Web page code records
begin
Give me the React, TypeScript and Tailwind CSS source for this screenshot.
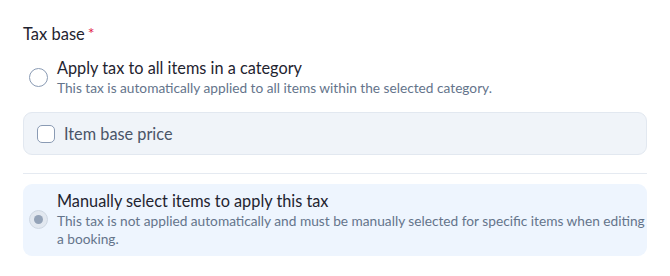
import React from "react";

export default function App() {
  return (
    <div className="w-[670px] h-[276px] bg-white px-[23px] pt-[24px]" style={{ fontFamily: "Lato, 'Noto Sans', sans-serif" }}>
      <div className="flex items-start text-[16.5px] leading-[20px] text-[#1f2430]">
        Tax base<span className="text-[#e11d48] text-[16px] leading-[18px] ml-[3px]">*</span>
      </div>

      <div className="flex items-center mt-[14px] pl-[6px]">
        <div className="w-[19px] h-[19px] rounded-full border-[1.5px] border-[#8a9bb4] bg-white shrink-0" />
        <div className="ml-[9px]">
          <div className="text-[16.3px] leading-[20px] text-[#1f2430]">Apply tax to all items in a category</div>
          <div className="text-[13.7px] leading-[18px] text-[#64748b] mt-[1px]">This tax is automatically applied to all items within the selected category.</div>
        </div>
      </div>

      <div className="mt-[15px] h-[43px] rounded-[9px] bg-[#f0f4f9] border border-[#e2e8f0] flex items-center pl-[13px]">
        <div className="w-[18px] h-[18px] rounded-[5px] border-[1.5px] border-[#8a9bb4] bg-white shrink-0" />
        <div className="ml-[9px] text-[16.3px] leading-[20px] text-[#4a5568]">Item base price</div>
      </div>

      <div className="mt-[18px] h-px bg-[#e5eaf1]" />

      <div className="mt-[10px] rounded-[9px] bg-[#eef5fe] flex items-center pl-[6px] pr-[2px] pt-[7px] pb-[8px]">
        <div className="w-[19px] h-[19px] rounded-full bg-[#e2e8f0] border border-[#cfd8e3] flex items-center justify-center shrink-0">
          <div className="w-[9px] h-[9px] rounded-full bg-[#94a3b8]" />
        </div>
        <div className="ml-[9px]">
          <div className="text-[16.3px] leading-[20px] text-[#1f2430]">Manually select items to apply this tax</div>
          <div className="text-[13.7px] leading-[18px] text-[#64748b] mt-[1px]">This tax is not applied automatically and must be manually selected for specific items when editing a booking.</div>
        </div>
      </div>
    </div>
  );
}
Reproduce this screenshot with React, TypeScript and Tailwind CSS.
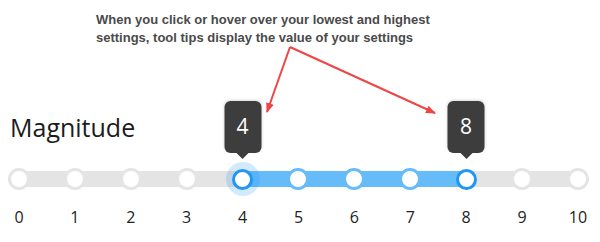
end
◆ **WHAT TO WORK ON**
Look through the entries above; copy each line where the string "screenshot" appears.

◆ **TASK RESULT**
Give me the React, TypeScript and Tailwind CSS source for this screenshot.
Reproduce this screenshot with React, TypeScript and Tailwind CSS.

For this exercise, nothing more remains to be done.